The San Francisco Public Utilities Commission is arguably the city’s most important commission. It provides water to 1.6 million customers in three Bay Area counties and handles sewage treatment and municipal power for San Francisco. But right now, it lacks a governing body.
Until recently there were no minimum job requirements for its five commissioners, who are all appointees. The only way the Board of Supervisors could block the mayor’s picks for these all-important posts was through a two-thirds vote (that requires eight supervisors) made within 30 days of the selection.
That changed June 3 when voters approved Proposition E. The board placed this legislation on the ballot in response to Mayor Gavin Newsom’s "without cause" firing of SFPUC former General Manager Susan Leal last year, and his reappointment this spring of Commissioner Dick Sklar, a former SFPUC general manager whose antipublic power tirades and rudeness to SFPUC staff was at odds with the goals and values of the board’s majority.
Prop. E’s passage required that the current SFPUC be disbanded by Aug. 1, set minimum qualifications for future nominees, and stipulated that new commissioners cannot take office until at least six supervisors confirm the mayor’s picks.
Newsom responded by renominating Sklar, along with two other incumbentsformer PUC President Ann Moller Caen, and F.X. Crowley, who works for the International Alliance of Theatrical Stage Employees.
Newsom also nominated two newcomers Nora Vargas, executive director of the Latino Affairs Forum, a statewide nonprofit advocacy group, and Jell-O heiress Francesca Vietor, director of the city’s Department of the Environment from 1999 to 2001.
Kicked to the curb in this preliminary shuffle was David Hochschild, a solar advocate who steered the SFPUC away from building peaker plants and toward retrofitting the aging Mirant power plant. Also ousted was E. Dennis Normandy, whom Mayor Frank Jordan appointed in 1994.
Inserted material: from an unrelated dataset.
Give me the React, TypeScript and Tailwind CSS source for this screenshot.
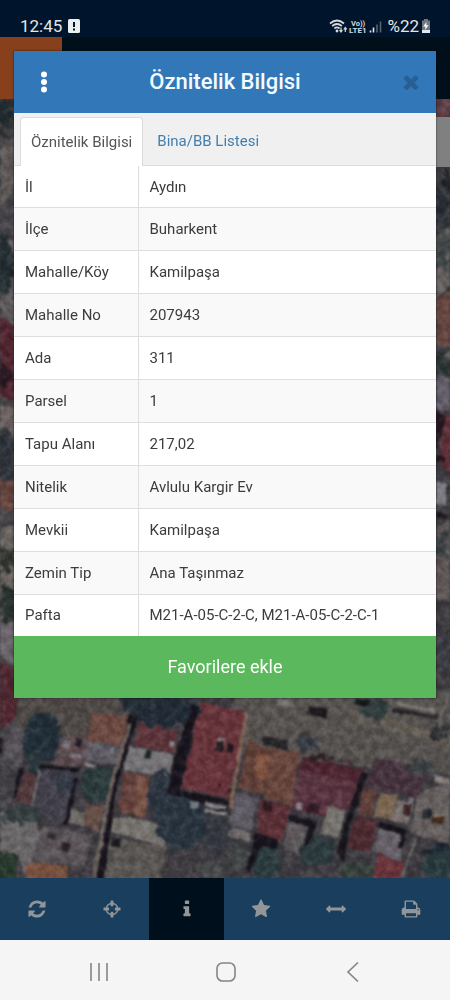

On July 29, the board unanimously approved Caen and Crowley, and seemed inclined to favor Vietor, though she has yet to appear before them to answer questions.
But they rejected Vargas after Sups. Tom Ammiano, Chris Daly, and Bevan Dufty expressed misgivings about her lack of experience with local politics and the SFPUC, not to mention concerns about the $150,000 worth of community grants PG&E gave to Vargas’ Latino Issues Forum between 2004 and 2006.
And Sklar withdrew his nomination before the board could vote on it, apparently aware that the seven votes against his nomination last time meant he was destined to fall short of the new requirement.
These initial changes have led Leal to believe that Prop. E is already having the desired effect. "The rules before meant that the supervisors had 30 days to come up with eight votes, and that’s a very tough thing to do," Leal told the Guardian. "The fact that Dick Sklar had to get six votes, when he barely got four votes in February, is why he withdrew his name. And if you look at the way the supervisors handled the process last time around, this time they seem more vested in it."
Newsom has not yet forwarded any more picks to the Board, so the makeup of the body that will govern the SFPUC until August 2012 is still undecided. But it’s likely that the first matter of business for the new SFPUC will be responding to board recommendations that are sure to flow from an August hearing into CH2M Hill’s study on the feasibility of retrofitting Mirant’s Potrero units 4, 5, and 6.
Leal believes the retrofit plan is "sketchy at best."
"I think that trying to retrofit a 1973 plant is like one former PUC commissioner thinking you can repair the 50-year-old digesters out at the southeast wastewater treatment plant," Leal told the Guardian, referring to Sklar’s equally unpopular attempt to block a costly but necessary rebuild of the SFPUC’s sewage digesters.
"To me, this is Mirant and PG&E still deciding whether there will be something polluting in the air," Leal added.
On July 22, at its last meeting before being disbanded, the Sklar-led SFPUC voted to rescind its former plan to build a new peaker power plant in the city’s southeast sector, and to instead pursue the Mirant retrofit.
Sup. Bevan Dufty notes that a retrofit of this kind "hasn’t been done anywhere else in the world." Board President Aaron Peskin observes that, "unlike the peaker plan, which was subjected to thousands of pages of analysis, the retrofit plan was cooked up behind closed doors with no public hearings."
Noting that Mirant only needs a building permit to keep operating at the site, Peskin says that is why he joined Sups. Sophie Maxwell, Jake McGoldrick, and Dufty in introducing legislation to require conditional use permits of future power plants.
"ATM machines, bakeries, and restaurants need conditional uses, so why not power plants?" Peskin said.
Sup. Ross Mirkarimi believes the peakers and retrofit are competing as the lesser of two evils, which is one reason why he and Ammiano wrote the fall ballot measure called the Clean Energy Act, which would create ambitious goals for renewable power. Mirkarimi told us, "There needs to be a robust campaign for a third plan that combines a transmission-only mandate and a strong renewable energy mechanism that compensates for the Mirant shutdown."